His spirit lives on with a statue erected in his honor overlooking the famous Wembley Way at the new stadium. He doesn’t just make England’s all-time World Cup XI; he would captain it and no doubt lead from the front, as he always did.
A man cut from the same cloth as Bobby Moore, John Terry has been a warrior for club and country. His international career may have ended in somewhat unfortunate circumstances—with Terry retiring in 2012 ahead of a hearing with the FA surrounding alleged racist comments he made to Anton Ferdinand—but that shouldn’t damage his legacy.
He captained England in the 2010 World Cup, and when his country needed him, he was often there providing a wall between himself and the goal. An outstanding defender.
Similar to Gary Neville on the right flank, Ashley Cole is arguably the finest left-back England have produced. There have been plenty too—just think of Stuart Pearce and Graeme Le Saux in the more modern era, while Emlyn Hughes and Eddie Hapgood are two others from further back in history.
Cole’s defensive ability and threat in attack were rare, though, and while Brazil 2014 proved a bridge too far, his appearances at three World Cups in 2002, 2006 and 2010 outline how influential he has been for his country.

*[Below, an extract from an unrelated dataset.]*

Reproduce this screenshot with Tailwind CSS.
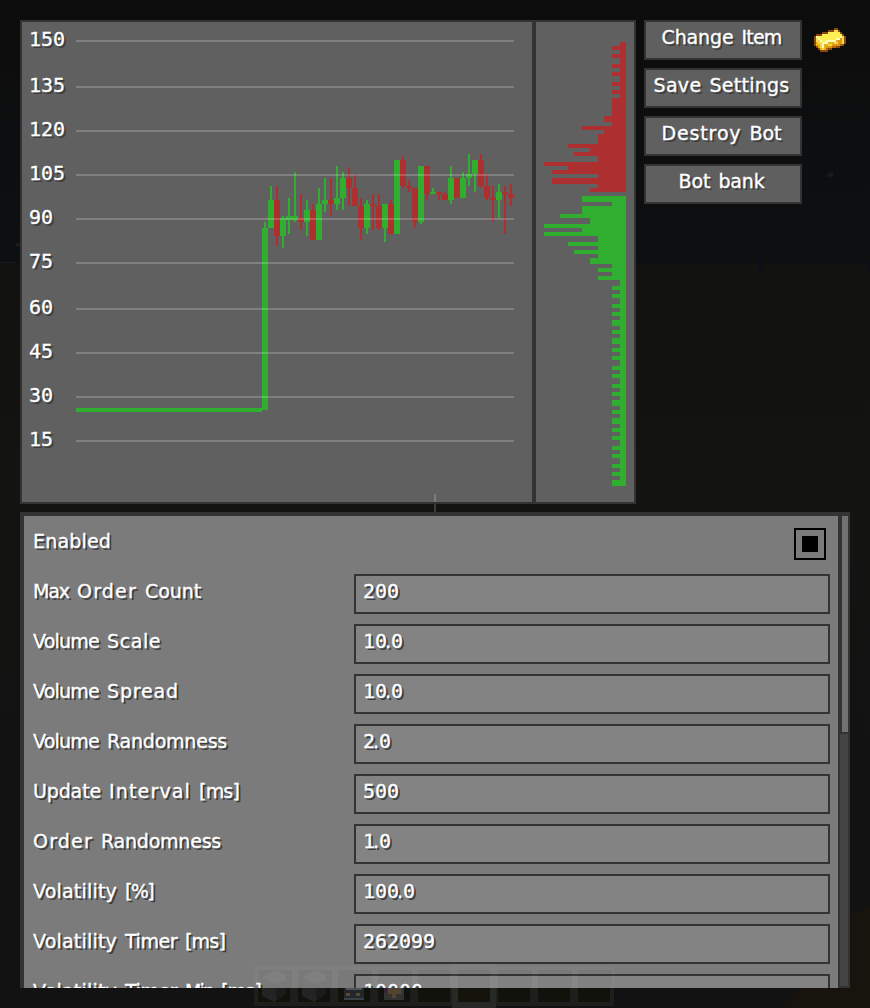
<!DOCTYPE html>
<html lang="en">
<head>
<meta charset="utf-8">
<title>Bot Settings</title>
<script src="https://cdn.jsdelivr.net/npm/@tailwindcss/browser@4"></script>
</head>
<body class="bg-[#111210]">
<div class="relative isolate w-[870px] h-[1008px] overflow-hidden bg-[linear-gradient(#0c0c0c_0px,#0d0e0f_130px,#0e0f11_262px,#121310_266px,#131412_520px,#111211_1008px)] text-white text-[19px] leading-6 font-['DejaVu_Sans',sans-serif] [text-shadow:2px_2px_0_#3e3e3e] [-webkit-text-stroke:0.3px_white]">

  <!-- world and hotbar behind the screen -->
  <svg class="absolute inset-0 -z-10" width="870" height="1008" shape-rendering="crispEdges">
    <path d="M850 914L870 907V1008H780L800 988H850Z" fill="#17130d"/>
    <path d="M828 173h3v-1h2v4h-2v1h-3zM2 262h14v1H2zM16 243h4v3h-4z" fill="#1a1a1c"/>
    <path d="M758 254h6v8h-1v9h-5zM867 260h3v11h-3z" fill="#0e0e17"/>
    <path d="M434 504h2v8h-2z" fill="#3b3b3b"/>
    <g id="hotbar"></g>
  </svg>

  <div class="flex flex-col px-5 pt-5 gap-2">
    <div class="flex gap-2 h-[484px]">
      <!-- price chart and order book -->
      <div class="flex w-[616px] gap-1 bg-[#333] border-2 border-[#333]">
        <div class="relative w-[510px] h-[480px] bg-[#606060]">
          <div id="axis"></div>
          <svg id="price" class="absolute inset-0" width="510" height="480" viewBox="22 22 510 480" shape-rendering="crispEdges"></svg>
        </div>
        <div class="w-[98px] h-[480px] bg-[#606060]">
          <svg id="book" width="98" height="480" viewBox="536 22 98 480" shape-rendering="crispEdges"></svg>
        </div>
      </div>
      <div class="flex flex-col gap-2 w-[158px]">
        <button class="h-10 pb-1.5 pr-[3px] border-2 border-[#333] bg-[#5f5f5f] whitespace-nowrap [text-shadow:2px_2px_0_#3e3e3e]"><span class="mc">Change Item</span></button>
        <button class="h-10 pb-1.5 pr-[3px] border-2 border-[#333] bg-[#5f5f5f] whitespace-nowrap [text-shadow:2px_2px_0_#3e3e3e]"><span class="mc">Save Settings</span></button>
        <button class="h-10 pb-1.5 pr-[3px] border-2 border-[#333] bg-[#5f605f] whitespace-nowrap [text-shadow:2px_2px_0_#3e3e3e]"><span class="mc">Destroy Bot</span></button>
        <button class="h-10 pb-1.5 pr-[3px] border-2 border-[#333] bg-[#5f5f5f] whitespace-nowrap [text-shadow:2px_2px_0_#3e3e3e]"><span class="mc">Bot bank</span></button>
      </div>
      <svg id="ingot" class="mt-2 ml-1" width="32" height="24" viewBox="0 0 16 12" shape-rendering="crispEdges"></svg>
    </div>

    <!-- settings list -->
    <div class="flex w-[830px] h-[476px] bg-[#333] pt-1 pl-1">
      <div class="w-[814px] h-[472px] overflow-hidden bg-[#7b7b7b] pr-2 pl-[9px]">
        <div class="flex justify-between h-[58px] pt-3 pr-1">
          <span class="mc pt-[1px]">Enabled</span>
          <span class="grid place-items-center size-8 border-2 border-black"><span class="size-4 bg-black"></span></span>
        </div>
        <div id="rows" class="flex flex-col gap-[10px]"></div>
      </div>
      <div class="w-3 pl-[2px] pr-[2px] pb-[2px]">
        <div class="h-[470px] bg-[#444]">
          <div class="h-[218px] bg-[#333] pl-[2px] pb-[2px]"><div class="h-[216px] bg-[#727272]"></div></div>
        </div>
      </div>
    </div>
  </div>

  <!-- hotbar showing faintly through the panel -->
  <svg class="absolute left-0 top-0 opacity-[0.03]" width="870" height="988" shape-rendering="crispEdges">
    <path d="M254 966H452V964H496V966H614V988H254Z" fill="#fff"/>
    <path d="M258 970h34v18h-34zM298 970h34v18h-34zM338 970h34v18h-34zM378 970h34v18h-34zM418 970h32v18h-32zM458 970h32v18h-32zM498 970h34v18h-34zM538 970h34v18h-34zM578 970h34v18h-34z" fill="#555"/>
    <path d="M262 978l12-8 12 5v5l-12 4zM302 978l12-8 12 5v5l-12 4z" fill="#fff"/>
  </svg>
  <svg class="absolute left-[434px] top-[494px]" width="2" height="8"><path d="M0 0h2v8h-2z" fill="#7c7c7c"/></svg>
</div>

<script>
const R = '#ae2f2f', G = '#30ae30';
const rect = (x, y, w, h, f) => `<rect x="${x}" y="${y}" width="${w}" height="${h}" fill="${f}"/>`;

// price axis: label and grid line y
const ticks = [[150,40],[135,86],[120,130],[105,174],[90,218],[75,262],[60,308],[45,352],[30,396],[15,440]];
document.getElementById('axis').innerHTML = ticks.map(([v, y]) =>
  `<span class="absolute left-[7px] font-['DejaVu_Sans_Mono',monospace] text-[20px] tracking-[-0.04px]" style="top:${y - 35}px">${v}</span>`).join('');

// candles: colour, body top, body bottom, wick top, wick bottom (thirds of a pixel from y=140)
const candles = [
 ['g',264,810,246,810],['g',180,264,138,264],['r',180,288,138,318],['g',234,288,228,324],['g',228,240,174,282],['g',228,240,96,246],
 ['r',234,246,162,270],['g',210,246,180,288],['r',210,300,192,300],['g',192,300,144,300],['g',180,192,114,216],['r',180,192,114,228],
 ['g',174,192,78,210],['g',114,174,96,210],['r',114,144,84,198],['r',144,198,102,198],['r',198,264,174,300],['g',192,264,180,282],
 ['r',192,198,162,270],['r',198,264,162,270],['g',192,264,192,306],['r',192,282,180,282],['g',60,282,60,282],['r',60,138,48,144],
 ['r',138,144,120,156],['r',144,246,144,264],['g',78,246,78,252],['r',78,162,78,180],['g',156,162,144,162],['r',156,162,156,180],
 ['r',162,180,156,180],['g',114,180,78,192],['r',114,174,114,174],['g',114,174,96,174],['g',102,114,42,138],['g',60,102,60,156],
 ['r',60,138,42,144],['r',138,174,102,180],['r',174,180,138,246],['g',156,180,132,234],['r',156,162,138,282],['r',162,174,132,198]];
let p = rect(76, 408, 186, 4, G);
candles.forEach(([c, bt, bb, wt, wb], i) => {
  const x = 262 + 6 * i, f = c === 'g' ? G : R;
  p += rect(x, 140 + bt / 3, 6, (bb - bt) / 3, f) + rect(x + 2, 140 + wt / 3, 2, (wb - wt) / 3, f);
});
ticks.forEach(([, y]) => p += rect(76, y, 438, 2, 'rgba(255,255,255,0.2)'));
document.getElementById('price').innerHTML = p;

// order book: bar left edge, bottom edge (thirds of a pixel), each bar starts where the previous ended
const asks = [[270,93],[246,105],[270,117],[246,129],[270,147],[246,159],[270,171],[246,183],[270,201],[246,213],[270,225],[246,237],[270,249],[246,303],[222,321],[246,333],[156,345],[222,357],[204,387],[114,399],[180,411],[132,423],[204,441],[42,453],[114,465],[66,477],[204,489],[66,507],[204,519],[180,531]];
const bids = [[156,561],[246,573],[156,597],[90,609],[180,627],[42,639],[156,651],[42,663],[204,681],[114,693],[204,705],[132,717],[204,729],[180,747],[246,759],[204,771],[246,783],[204,795],[270,813]];
const steps = [[93,105],[117,129],[147,159],[171,183],[195,213],[225,237],[249,267],[279,291],[303,315],[333,345],[357,369],[387,399],[411,423],[435,453],[465,477],[489,507],[519,531],[543,555],[573,585],[597,609],[627,639],[651,663],[675,693]];
steps.forEach(([a, b]) => bids.push([270, a + 720], [246, b + 720]));
let b = '';
for (const [list, start, f] of [[asks, 81, R], [bids, 543, G]]) {
  let y = start;
  for (const [l, e] of list) { b += rect(530 + l / 3, 15 + y / 3, (288 - l) / 3, (e - y) / 3, f); y = e; }
  b += rect(620, 15 + start / 3, 6, (y - start) / 3, f);
}
document.getElementById('book').innerHTML = b;

// gold ingot sprite
const pal = { b:'#8a480c', o:'#b8640d', d:'#dc9613', y:'#fad64a', Y:'#fdf055', w:'#fffbb0', D:'#e9b115' };
const sprite = [
 '..........bb....',
 '.......bbbyyb...',
 '....bbbYYYYYYb..',
 '.bbbYYYYYYYYYYb.',
 'bwYYYYYYYYYYYwyb',
 'bywYYYYYYYYwwdyb',
 'byywYYwwwwwDddyb',
 'bDyywwwDDDyyddyb',
 'bDDywDDyyddddob.',
 '.bDywDdddoobb...',
 '..bDyDobb.......',
 '...bbbb.........'];
document.getElementById('ingot').innerHTML = sprite.map((r, y) => [...r].map((c, x) => pal[c] ? rect(x, y, 1, 1, pal[c]) : '').join('')).join('');

// hotbar slots
let h = rect(254, 966, 360, 40, '#1e1f1d');
for (let i = 0; i < 9; i++) h += rect(258 + 40 * i, 970, 32, 32, '#12120d');
h += rect(452, 964, 44, 44, '#262925') + rect(458, 970, 32, 32, '#14140d');
for (const x of [262, 302]) h += `<path d="M${x} 986h24v8l-12 8-12-6z" fill="#232323"/><path d="M${x + 14} 986h10v8l-10 6z" fill="#1b1b1b"/>`;
h += rect(344, 986, 20, 14, '#20262b') + rect(346, 988, 16, 2, '#505355') + rect(344, 998, 20, 2, '#3a4048') + rect(346, 993, 4, 3, '#57492d') + rect(356, 993, 4, 3, '#57492d');
h += rect(384, 988, 20, 12, '#323230') + rect(388, 988, 14, 6, '#51452f') + rect(392, 994, 4, 4, '#51452f') + rect(384, 986, 3, 7, '#38203c') + rect(401, 986, 3, 7, '#203c48');
document.getElementById('hotbar').innerHTML = h;

// setting rows
const rows = [['Max Order Count','200'],['Volume Scale','10.0'],['Volume Spread','10.0'],['Volume Randomness','2.0'],['Update Interval [ms]','500'],['Order Randomness','1.0'],['Volatility [%]','100.0'],['Volatility Timer [ms]','262099'],['Volatility Timer Min [ms]','10000']];
document.getElementById('rows').innerHTML = rows.map(([k, v]) =>
  `<div class="flex h-10 shrink-0"><span class="mc w-[321px] pt-[5px] whitespace-nowrap">${k}</span><span class="flex-1 border-2 border-[#333] bg-[#838383] pl-[7px] pt-[3px] text-[20px] font-['DejaVu_Sans_Mono',monospace]"><span class="mc" data-mono>${v}</span></span></div>`).join('');

// pixel-font advances: letter spacing is set per word so each word keeps its nominal width
const adv = { ' ':8, i:4, l:6, t:8, I:8, '[':8, ']':8, k:10, f:10, '.':4 };
const cx = document.createElement('canvas').getContext('2d');
document.querySelectorAll('.mc').forEach(el => {
  el.innerHTML = el.textContent.split(/( |\.)/).filter(Boolean).map(w => {
    cx.font = 'mono' in el.dataset && w !== '.' ? '20px "DejaVu Sans Mono"' : '19px "DejaVu Sans"';
    const want = [...w].reduce((n, c) => n + (adv[c] || 12), 0);
    const dot = w === '.' ? `class="text-[19px] leading-none font-['DejaVu_Sans',sans-serif] relative -left-[2px]" ` : '';
    return `<span ${dot}style="letter-spacing:${((want - cx.measureText(w).width) / w.length).toFixed(3)}px">${w}</span>`;
  }).join('');
});
</script>
</body>
</html>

We all remember those tears from Italia ’90 when the realisation he would miss the final had England qualified got the better of Paul Gascoigne. Twenty-four years on, that moment still puts a lump in the throat. It’s what Gazza was all about—passion for his country best articulated by his ability with a football.
Injuries and his lifestyle away from the pitch damaged his career, and while Italia ’90 may have been his only World Cup, Gazza made sure he left his mark.
Another of England’s 1966 contingent to make our all-time XI, Alan Ball ranks among his country’s best midfielders. He was barely out of his teens when England lifted the Jules Rimet trophy at Wembley, turning 20 just before the tournament kicked off in May.
He was known for his industrious performances, displaying remarkable stamina that ensured his dogged approach could be sustained throughout 90 minutes. Don’t be fooled, though; he could play a bit too, and he enjoyed a successful career with the Three Lions, winning 72 caps.
Sir Stanley Matthews
Featuring in England’s 1954 World Cup squad—then aged 38—Sir Stanley Matthews enjoyed a 23-year career representing his country, unrivalled by any other player before or since. He was 42 years and 102 days old when he made his final appearance for the Three Lions, facing Denmark in a World Cup qualifier in 1957.
His speed and agility is the stuff of legend, and the fact that he continued playing well into his 40s outlines what a talent Sir Stan was.
Sir Geoff Hurst
England’s hat-trick hero in the 1966 World Cup final, Sir Geoff Hurst’s name will forever be etched into English football folklore. He wasn’t even first choice heading into the tournament, but he made the most of injuries elsewhere and seized the moment to help England record a historic occasion at Wembley.
“Some people are on the pitch. They think it’s all over...It is now.”
For today’s generation of football fans, Gary Lineker is best known for being a competent TV presenter. Back in his prime, he was an even better striker. The former Everton and Barcelona front man led the line for England at Mexico ’86 and Italia ’90, scoring vital goals along the way.
Indeed, he picked up the Golden Boot in 1986 for his six goals despite England’s premature exit, and he scored a further four in Italy, including a fine effort against West Germany in the semi-final. Michael Owen and Alan Shearer have come close to emulating him, but England haven’t produced a striker of his ilk since.
Sir Bobby Charlton
With all the attention on Geoff Hurst and his World Cup final hat-trick, Sir Bobby Charlton is overlooked at times when it comes to his England heroics.
The fact that he still leads his country’s scoring charts with 49 goals—44 years after his retirement from international football—says it all. He was a key part of England’s 1966 success and is also Manchester United’s all-time goalscorer with 249, outlining the talent he had throughout an illustrious career.